As a large portion of its portfolio is in equities, the EPF’s return on investment is dictated by the direction of the stock exchange. Simply put, the performance of the benchmark index’s component stocks in terms of price and earnings is a good indication, though not the only one, of how well the EPF’s return on investment will be.

Only 27% of the EPF’s assets is invested abroad. The retirement fund also invests in the mid and small caps on Bursa.

A random check by The Edge indicates that the EPF has invested in all the component stocks of the FBM KLCI except for Genting Bhd, Genting Malaysia Bhd and British American Tobacco (M) Bhd. Of the 27 counters, RHB Capital Bhd is its largest investee (34.65%), followed by CIMB Holdings Group Bhd (17.23%) and 

chart_epf_asset_mm26_tem1087_theedgemarkets

UMW Holdings Bhd (17.08%).

TA Securities chief investment officer Choo Swee Kee says judging from the EPF’s 3Q2015 corporate earnings, there were more underperformers than outperformers. “The results were not exciting. The key reason for this could be the impact of the Goods and Services Tax implemented in April this year; the effects have not worn off. Earnings could be flat even in 4Q2015. In fact, earnings growth has been flat for the last few quarters. But people are anticipating earnings to pick up next year.”
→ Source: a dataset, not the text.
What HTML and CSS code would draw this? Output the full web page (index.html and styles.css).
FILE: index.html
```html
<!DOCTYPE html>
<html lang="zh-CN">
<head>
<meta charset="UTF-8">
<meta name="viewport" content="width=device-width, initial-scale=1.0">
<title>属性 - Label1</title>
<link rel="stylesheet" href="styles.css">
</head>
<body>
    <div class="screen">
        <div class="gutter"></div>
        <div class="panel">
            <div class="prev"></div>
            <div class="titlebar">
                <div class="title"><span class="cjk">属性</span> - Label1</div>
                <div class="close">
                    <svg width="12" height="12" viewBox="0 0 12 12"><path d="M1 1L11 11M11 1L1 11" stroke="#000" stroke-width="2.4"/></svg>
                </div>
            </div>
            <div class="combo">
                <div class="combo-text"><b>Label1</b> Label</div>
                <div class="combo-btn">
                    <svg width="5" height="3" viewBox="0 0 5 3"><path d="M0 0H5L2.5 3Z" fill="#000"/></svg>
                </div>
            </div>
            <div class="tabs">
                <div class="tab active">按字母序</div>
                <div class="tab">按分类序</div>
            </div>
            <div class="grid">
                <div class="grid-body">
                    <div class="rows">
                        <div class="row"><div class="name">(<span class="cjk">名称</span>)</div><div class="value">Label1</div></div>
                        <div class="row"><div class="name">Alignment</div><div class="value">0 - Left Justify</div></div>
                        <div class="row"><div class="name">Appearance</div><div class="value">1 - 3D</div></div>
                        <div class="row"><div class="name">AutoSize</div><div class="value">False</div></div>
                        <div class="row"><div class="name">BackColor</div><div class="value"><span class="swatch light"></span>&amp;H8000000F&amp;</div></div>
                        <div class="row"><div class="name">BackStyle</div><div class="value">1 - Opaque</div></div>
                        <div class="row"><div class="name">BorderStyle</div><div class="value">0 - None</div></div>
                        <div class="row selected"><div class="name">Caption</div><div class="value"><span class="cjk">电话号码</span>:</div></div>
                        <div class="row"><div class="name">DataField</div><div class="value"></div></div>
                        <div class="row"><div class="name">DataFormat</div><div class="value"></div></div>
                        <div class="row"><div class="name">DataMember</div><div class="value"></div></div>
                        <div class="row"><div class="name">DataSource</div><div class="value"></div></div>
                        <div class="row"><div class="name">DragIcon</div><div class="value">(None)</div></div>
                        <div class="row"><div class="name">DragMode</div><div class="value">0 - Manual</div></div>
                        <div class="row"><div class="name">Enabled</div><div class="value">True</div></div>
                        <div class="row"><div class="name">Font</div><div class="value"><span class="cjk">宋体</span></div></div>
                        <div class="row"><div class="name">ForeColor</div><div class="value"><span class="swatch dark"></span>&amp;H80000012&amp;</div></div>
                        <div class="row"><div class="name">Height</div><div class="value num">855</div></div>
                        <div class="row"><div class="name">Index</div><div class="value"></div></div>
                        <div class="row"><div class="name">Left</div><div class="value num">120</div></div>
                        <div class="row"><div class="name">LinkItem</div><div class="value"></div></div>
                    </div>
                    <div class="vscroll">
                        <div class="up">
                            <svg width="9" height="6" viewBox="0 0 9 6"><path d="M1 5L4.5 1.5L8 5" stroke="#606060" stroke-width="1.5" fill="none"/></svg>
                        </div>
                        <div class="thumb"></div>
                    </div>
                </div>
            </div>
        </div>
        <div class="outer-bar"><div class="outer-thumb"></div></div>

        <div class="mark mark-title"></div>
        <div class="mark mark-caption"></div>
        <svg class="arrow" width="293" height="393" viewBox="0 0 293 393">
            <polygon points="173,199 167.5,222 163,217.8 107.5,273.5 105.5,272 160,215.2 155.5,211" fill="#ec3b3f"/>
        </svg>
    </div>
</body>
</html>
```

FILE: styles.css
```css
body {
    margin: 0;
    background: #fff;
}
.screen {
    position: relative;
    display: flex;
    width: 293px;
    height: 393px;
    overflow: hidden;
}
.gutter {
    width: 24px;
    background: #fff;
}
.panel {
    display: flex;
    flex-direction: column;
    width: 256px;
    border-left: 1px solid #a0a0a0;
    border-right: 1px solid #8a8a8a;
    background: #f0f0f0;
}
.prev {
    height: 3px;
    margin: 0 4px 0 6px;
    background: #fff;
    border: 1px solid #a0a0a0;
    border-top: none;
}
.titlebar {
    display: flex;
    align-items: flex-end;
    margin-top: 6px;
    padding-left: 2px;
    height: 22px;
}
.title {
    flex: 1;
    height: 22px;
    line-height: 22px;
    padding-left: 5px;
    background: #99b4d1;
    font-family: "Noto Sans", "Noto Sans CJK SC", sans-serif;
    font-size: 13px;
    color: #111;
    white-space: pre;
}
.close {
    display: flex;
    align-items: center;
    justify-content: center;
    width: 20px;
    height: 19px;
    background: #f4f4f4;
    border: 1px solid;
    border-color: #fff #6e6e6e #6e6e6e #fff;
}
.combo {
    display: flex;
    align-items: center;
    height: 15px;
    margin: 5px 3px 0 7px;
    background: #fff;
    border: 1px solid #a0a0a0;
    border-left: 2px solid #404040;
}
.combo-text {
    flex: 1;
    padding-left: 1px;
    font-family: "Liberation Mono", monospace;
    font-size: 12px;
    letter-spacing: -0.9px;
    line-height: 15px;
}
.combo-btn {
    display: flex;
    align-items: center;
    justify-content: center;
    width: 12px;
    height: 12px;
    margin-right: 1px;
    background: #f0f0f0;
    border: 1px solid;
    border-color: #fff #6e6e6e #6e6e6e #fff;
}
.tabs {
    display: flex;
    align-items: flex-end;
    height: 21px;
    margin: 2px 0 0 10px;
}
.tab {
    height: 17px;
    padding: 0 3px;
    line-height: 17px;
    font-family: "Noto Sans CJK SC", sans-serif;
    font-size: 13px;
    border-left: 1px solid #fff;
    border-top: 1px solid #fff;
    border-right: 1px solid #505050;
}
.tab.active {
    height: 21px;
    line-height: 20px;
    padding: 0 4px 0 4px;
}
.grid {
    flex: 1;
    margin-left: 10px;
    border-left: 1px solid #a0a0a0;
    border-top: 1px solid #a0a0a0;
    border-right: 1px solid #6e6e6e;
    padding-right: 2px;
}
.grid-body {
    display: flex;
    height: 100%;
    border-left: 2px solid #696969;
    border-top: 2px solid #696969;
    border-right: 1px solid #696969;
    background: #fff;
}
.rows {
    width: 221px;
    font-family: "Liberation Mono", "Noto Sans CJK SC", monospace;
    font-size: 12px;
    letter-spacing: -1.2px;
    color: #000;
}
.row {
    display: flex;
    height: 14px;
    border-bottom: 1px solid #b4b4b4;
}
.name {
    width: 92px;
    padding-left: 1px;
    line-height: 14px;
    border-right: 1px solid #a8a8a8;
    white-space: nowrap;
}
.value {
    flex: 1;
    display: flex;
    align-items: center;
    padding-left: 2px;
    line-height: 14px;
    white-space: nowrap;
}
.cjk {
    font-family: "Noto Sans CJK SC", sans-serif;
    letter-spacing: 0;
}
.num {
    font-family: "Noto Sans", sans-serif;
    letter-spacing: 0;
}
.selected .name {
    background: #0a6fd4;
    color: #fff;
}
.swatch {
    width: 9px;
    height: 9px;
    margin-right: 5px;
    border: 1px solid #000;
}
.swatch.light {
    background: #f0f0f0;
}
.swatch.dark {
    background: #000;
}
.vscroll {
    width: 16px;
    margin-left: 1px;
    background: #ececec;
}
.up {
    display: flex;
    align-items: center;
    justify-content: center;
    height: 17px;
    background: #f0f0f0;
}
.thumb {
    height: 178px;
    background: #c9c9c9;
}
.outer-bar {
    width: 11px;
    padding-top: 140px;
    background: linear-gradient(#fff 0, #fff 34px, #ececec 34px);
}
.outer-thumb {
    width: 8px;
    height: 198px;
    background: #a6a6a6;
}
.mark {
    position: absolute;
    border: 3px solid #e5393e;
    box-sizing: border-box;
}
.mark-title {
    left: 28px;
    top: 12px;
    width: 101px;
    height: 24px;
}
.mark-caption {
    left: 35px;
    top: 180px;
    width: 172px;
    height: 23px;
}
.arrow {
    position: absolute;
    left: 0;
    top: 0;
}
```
Uninspiring earnings growth was a common thread running through the 27 component stocks in which the EPF has a stake. Many of the stocks recorded low single-digit growth in revenue in 3Q2015 while more than half saw a contraction in net profit.

UMW Holdings Bhd was the worst hit as its net profit for 3Q2015 shrank 93% from a year ago to RM13.5 million, although revenue barely moved, dipping 4.5%. The conglomerate says it was affected by higher operating cost and provisions for impairment.
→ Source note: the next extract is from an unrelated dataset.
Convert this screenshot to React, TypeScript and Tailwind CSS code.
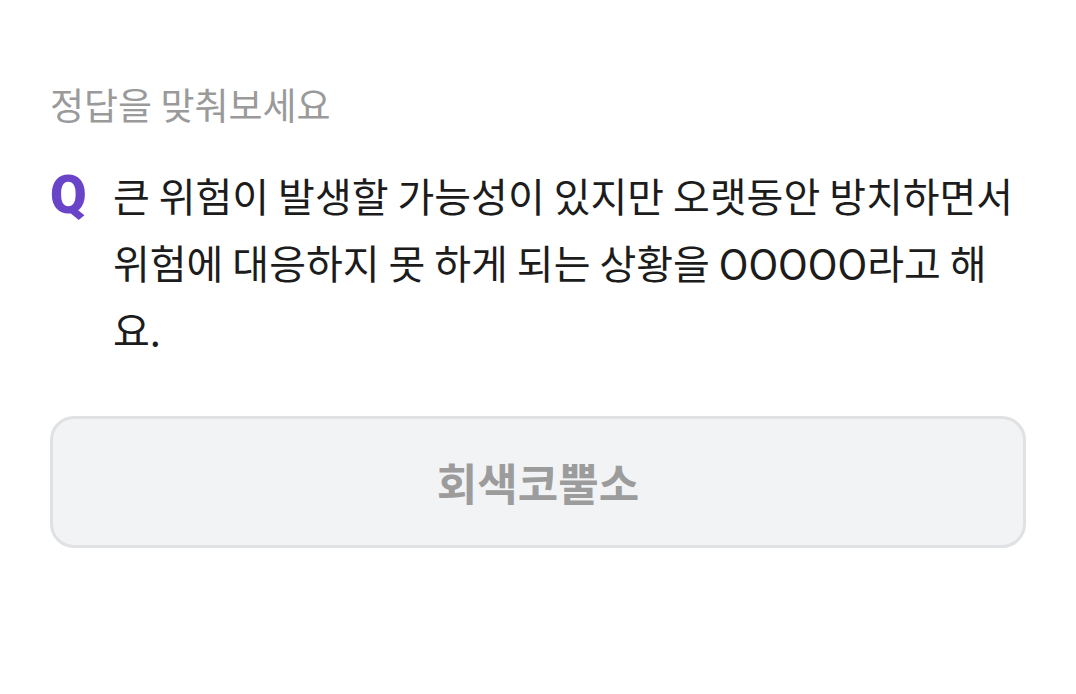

Its cumulative net profit for the first nine months of the year also took a beating, falling more than half to RM247.1 million from RM574.5 million, while dividends for the period tumbled to 10 sen from 25 sen previously.

Clearly, it has not been a good year for UMW Holdings, which suffered a double whammy of a downturn in the oil and gas industry and softening automotive sales.

RHB Capital also saw a big drop in net profit — down 64.3% y-o-y to RM194.4 million — while revenue grew just 3.14% to RM1.97 billion. The banking group was affected mainly by one-off career transition scheme expenses amounting to RM308.8 million in 3Q2015. It also saw a reduction in investment banking-related fee income, lower trading income and higher operating expenses.

Such lacklustre earnings growth impacted the dividend paid out by the 27 blue chips. In absolute terms, the companies distributed total dividends of 384.64 sen per share in the first three quarters of 2014 while for the same period this year, the dividends declined to 345.45 sen per share.

The dividends declared, particularly by UMW Holdings, AMMB Holdings Bhd, Kuala Lumpur Kepong Bhd and Maxis Bhd, declined 20% or more for the cumulative nine months of 2015 compared with the previous year. Lower dividend payments naturally translate into less income for the EPF.

In terms of share price performance, many of these stocks were worse off than at the start of the year. AMMB Holdings and UMW Holdings stood out, having lost 25.84% and 23.31% respectively YTD. This should shed some light on the FBM KLCI’s performance over the year, which has been flat YTD as its constituents’ unimpressive share prices dragged it down.

There were some exceptions, like Petronas Dagangan Bhd, whose YTD share price gained 49% in sharp contrast to its 43.4% fall last year.

chart_fbm-klci_mm27_tem1087_theedgemarkets

IHH Healthcare Bhd was another star performer among the component stocks. The stock has jumped 34.11% since the start of the year, having gained 24.15% last year.

While the situation seems bleak, Areca Capital CEO Danny Wong believes corporate earnings could be near the bottom of the down cycle for the component stocks. He is generally positive about earnings growth among the index stocks next year, but does not expect a spurt.

Wong comments that the major constituents of the benchmark index are the banking sector and plantations. “Broadly, the first half of 2016 could continue to be challenging for the banking sector, which has been up against slower loan growth, tighter net margins and a reduction in deposits,” he says, adding that he sees the situation normalising in the second half of the year.

“As for the plantation sector, if crude palm oil prices rebound, things will depend on how the planters manage their cost that will determine their earnings going forward.”